EXERCISE GOAL – Leaving out the pictures, retype all the material exactly.

┄┄┄┄┄┄┄┄┄┄┄┄┄┄┄┄┄┄┄┄

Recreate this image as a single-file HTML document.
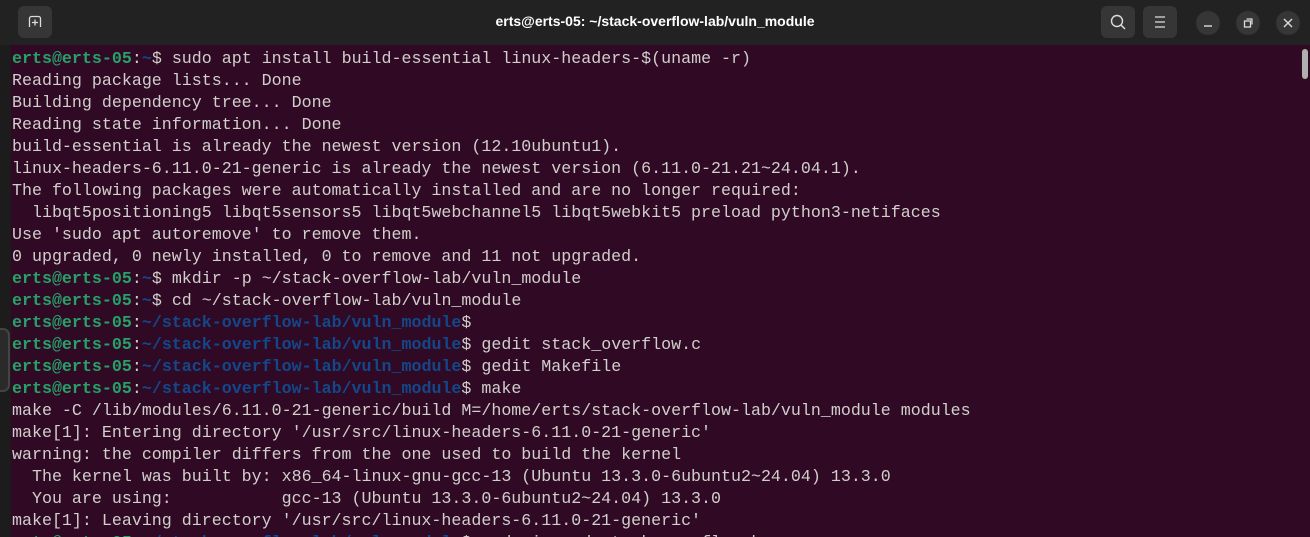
<!DOCTYPE html>
<html><head><meta charset="utf-8"><style>
html,body{margin:0;padding:0;width:1310px;height:537px;overflow:hidden;background:#1e1e1e;}
#hdr{position:absolute;left:0;top:0;width:1310px;height:45px;background:#222222;}
#title{position:absolute;left:0;right:0;top:13px;text-align:center;color:#ffffff;font:bold 14px "Liberation Sans",sans-serif;}
.btn{position:absolute;top:6px;width:34px;height:32px;background:#363636;border-radius:6px;}
.cbtn{position:absolute;top:11px;width:24px;height:24px;background:#363636;border-radius:50%;}
#left{position:absolute;left:0;top:45px;width:11px;height:492px;background:#1c1c1c;overflow:hidden;}
#lthumb{position:absolute;left:-8px;top:283px;width:14px;height:60px;border:2px solid #444;border-radius:7px;background:#2a2a2a;}
#term{position:absolute;left:11px;top:45px;width:1299px;height:492px;background:#300a24;overflow:hidden;}
pre{margin:0;position:absolute;left:1px;top:3px;font-family:"Liberation Mono",monospace;font-size:16.65px;line-height:22px;color:#d0cfcc;}
.g{color:#26a269;font-weight:bold;}
.b{color:#12488b;font-weight:bold;}
#sb{position:absolute;left:1291px;top:4px;width:6px;height:30px;background:#b0aeae;border-radius:3px;}
</style></head><body>
<div id="hdr">
 <div class="btn" style="left:18px;"><svg width="34" height="32"><path d="M11.5 21 V12.5 a2 2 0 0 1 2-2 H20.5 a2 2 0 0 1 2 2 V21" fill="none" stroke="#ddd" stroke-width="1.3"/><path d="M17 13.5v6M14 16.5h6" stroke="#ddd" stroke-width="1.3"/></svg></div>
 <div id="title">erts@erts-05: ~/stack-overflow-lab/vuln_module</div>
 <div class="btn" style="left:1101px;"><svg width="34" height="32"><circle cx="16" cy="15" r="5.5" fill="none" stroke="#ddd" stroke-width="1.4"/><path d="M20 19l4 4" stroke="#ddd" stroke-width="1.5"/></svg></div>
 <div class="btn" style="left:1143px;"><svg width="34" height="32"><path d="M12 11h10M12 16h10M12 21h10" stroke="#ddd" stroke-width="1.3"/></svg></div>
 <div class="cbtn" style="left:1196px;"><svg width="24" height="24"><path d="M8 15h8" stroke="#ddd" stroke-width="1.4"/></svg></div>
 <div class="cbtn" style="left:1236px;"><svg width="24" height="24"><rect x="8.5" y="10" width="6" height="6" fill="none" stroke="#ddd" stroke-width="1.3"/><path d="M10.5 8h5.5v5.5" fill="none" stroke="#ddd" stroke-width="1.2"/></svg></div>
 <div class="cbtn" style="left:1276px;"><svg width="24" height="24"><path d="M8 8l8 8M16 8l-8 8" stroke="#ddd" stroke-width="1.4"/></svg></div>
</div>
<div id="left"><div id="lthumb"></div></div>
<div id="term"><div id="sb"></div>
<pre><span class="g">erts@erts-05</span>:<span class="b">~</span>$ sudo apt install build-essential linux-headers-$(uname -r)
Reading package lists... Done
Building dependency tree... Done
Reading state information... Done
build-essential is already the newest version (12.10ubuntu1).
linux-headers-6.11.0-21-generic is already the newest version (6.11.0-21.21~24.04.1).
The following packages were automatically installed and are no longer required:
  libqt5positioning5 libqt5sensors5 libqt5webchannel5 libqt5webkit5 preload python3-netifaces
Use 'sudo apt autoremove' to remove them.
0 upgraded, 0 newly installed, 0 to remove and 11 not upgraded.
<span class="g">erts@erts-05</span>:<span class="b">~</span>$ mkdir -p ~/stack-overflow-lab/vuln_module
<span class="g">erts@erts-05</span>:<span class="b">~</span>$ cd ~/stack-overflow-lab/vuln_module
<span class="g">erts@erts-05</span>:<span class="b">~/stack-overflow-lab/vuln_module</span>$
<span class="g">erts@erts-05</span>:<span class="b">~/stack-overflow-lab/vuln_module</span>$ gedit stack_overflow.c
<span class="g">erts@erts-05</span>:<span class="b">~/stack-overflow-lab/vuln_module</span>$ gedit Makefile
<span class="g">erts@erts-05</span>:<span class="b">~/stack-overflow-lab/vuln_module</span>$ make
make -C /lib/modules/6.11.0-21-generic/build M=/home/erts/stack-overflow-lab/vuln_module modules
make[1]: Entering directory '/usr/src/linux-headers-6.11.0-21-generic'
warning: the compiler differs from the one used to build the kernel
  The kernel was built by: x86_64-linux-gnu-gcc-13 (Ubuntu 13.3.0-6ubuntu2~24.04) 13.3.0
  You are using:           gcc-13 (Ubuntu 13.3.0-6ubuntu2~24.04) 13.3.0
make[1]: Leaving directory '/usr/src/linux-headers-6.11.0-21-generic'
<span class="g">erts@erts-05</span>:<span class="b">~/stack-overflow-lab/vuln_module</span>$ sudo insmod stack_overflow.ko
</pre></div>
</body></html>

┄┄┄┄┄┄┄┄┄┄┄┄┄┄┄┄┄┄┄┄

PROBLEM SOLUTION –
Recreate this image as a single-file HTML document.
<!DOCTYPE html>
<html><head><meta charset="utf-8"><style>
html,body{margin:0;padding:0;width:1310px;height:537px;overflow:hidden;background:#1e1e1e;}
#hdr{position:absolute;left:0;top:0;width:1310px;height:45px;background:#222222;}
#title{position:absolute;left:0;right:0;top:13px;text-align:center;color:#ffffff;font:bold 14px "Liberation Sans",sans-serif;}
.btn{position:absolute;top:6px;width:34px;height:32px;background:#363636;border-radius:6px;}
.cbtn{position:absolute;top:11px;width:24px;height:24px;background:#363636;border-radius:50%;}
#left{position:absolute;left:0;top:45px;width:11px;height:492px;background:#1c1c1c;overflow:hidden;}
#lthumb{position:absolute;left:-8px;top:283px;width:14px;height:60px;border:2px solid #444;border-radius:7px;background:#2a2a2a;}
#term{position:absolute;left:11px;top:45px;width:1299px;height:492px;background:#300a24;overflow:hidden;}
pre{margin:0;position:absolute;left:1px;top:3px;font-family:"Liberation Mono",monospace;font-size:16.65px;line-height:22px;color:#d0cfcc;}
.g{color:#26a269;font-weight:bold;}
.b{color:#12488b;font-weight:bold;}
#sb{position:absolute;left:1291px;top:4px;width:6px;height:30px;background:#b0aeae;border-radius:3px;}
</style></head><body>
<div id="hdr">
 <div class="btn" style="left:18px;"><svg width="34" height="32"><path d="M11.5 21 V12.5 a2 2 0 0 1 2-2 H20.5 a2 2 0 0 1 2 2 V21" fill="none" stroke="#ddd" stroke-width="1.3"/><path d="M17 13.5v6M14 16.5h6" stroke="#ddd" stroke-width="1.3"/></svg></div>
 <div id="title">erts@erts-05: ~/stack-overflow-lab/vuln_module</div>
 <div class="btn" style="left:1101px;"><svg width="34" height="32"><circle cx="16" cy="15" r="5.5" fill="none" stroke="#ddd" stroke-width="1.4"/><path d="M20 19l4 4" stroke="#ddd" stroke-width="1.5"/></svg></div>
 <div class="btn" style="left:1143px;"><svg width="34" height="32"><path d="M12 11h10M12 16h10M12 21h10" stroke="#ddd" stroke-width="1.3"/></svg></div>
 <div class="cbtn" style="left:1196px;"><svg width="24" height="24"><path d="M8 15h8" stroke="#ddd" stroke-width="1.4"/></svg></div>
 <div class="cbtn" style="left:1236px;"><svg width="24" height="24"><rect x="8.5" y="10" width="6" height="6" fill="none" stroke="#ddd" stroke-width="1.3"/><path d="M10.5 8h5.5v5.5" fill="none" stroke="#ddd" stroke-width="1.2"/></svg></div>
 <div class="cbtn" style="left:1276px;"><svg width="24" height="24"><path d="M8 8l8 8M16 8l-8 8" stroke="#ddd" stroke-width="1.4"/></svg></div>
</div>
<div id="left"><div id="lthumb"></div></div>
<div id="term"><div id="sb"></div>
<pre><span class="g">erts@erts-05</span>:<span class="b">~</span>$ sudo apt install build-essential linux-headers-$(uname -r)
Reading package lists... Done
Building dependency tree... Done
Reading state information... Done
build-essential is already the newest version (12.10ubuntu1).
linux-headers-6.11.0-21-generic is already the newest version (6.11.0-21.21~24.04.1).
The following packages were automatically installed and are no longer required:
  libqt5positioning5 libqt5sensors5 libqt5webchannel5 libqt5webkit5 preload python3-netifaces
Use 'sudo apt autoremove' to remove them.
0 upgraded, 0 newly installed, 0 to remove and 11 not upgraded.
<span class="g">erts@erts-05</span>:<span class="b">~</span>$ mkdir -p ~/stack-overflow-lab/vuln_module
<span class="g">erts@erts-05</span>:<span class="b">~</span>$ cd ~/stack-overflow-lab/vuln_module
<span class="g">erts@erts-05</span>:<span class="b">~/stack-overflow-lab/vuln_module</span>$
<span class="g">erts@erts-05</span>:<span class="b">~/stack-overflow-lab/vuln_module</span>$ gedit stack_overflow.c
<span class="g">erts@erts-05</span>:<span class="b">~/stack-overflow-lab/vuln_module</span>$ gedit Makefile
<span class="g">erts@erts-05</span>:<span class="b">~/stack-overflow-lab/vuln_module</span>$ make
make -C /lib/modules/6.11.0-21-generic/build M=/home/erts/stack-overflow-lab/vuln_module modules
make[1]: Entering directory '/usr/src/linux-headers-6.11.0-21-generic'
warning: the compiler differs from the one used to build the kernel
  The kernel was built by: x86_64-linux-gnu-gcc-13 (Ubuntu 13.3.0-6ubuntu2~24.04) 13.3.0
  You are using:           gcc-13 (Ubuntu 13.3.0-6ubuntu2~24.04) 13.3.0
make[1]: Leaving directory '/usr/src/linux-headers-6.11.0-21-generic'
<span class="g">erts@erts-05</span>:<span class="b">~/stack-overflow-lab/vuln_module</span>$ sudo insmod stack_overflow.ko
</pre></div>
</body></html>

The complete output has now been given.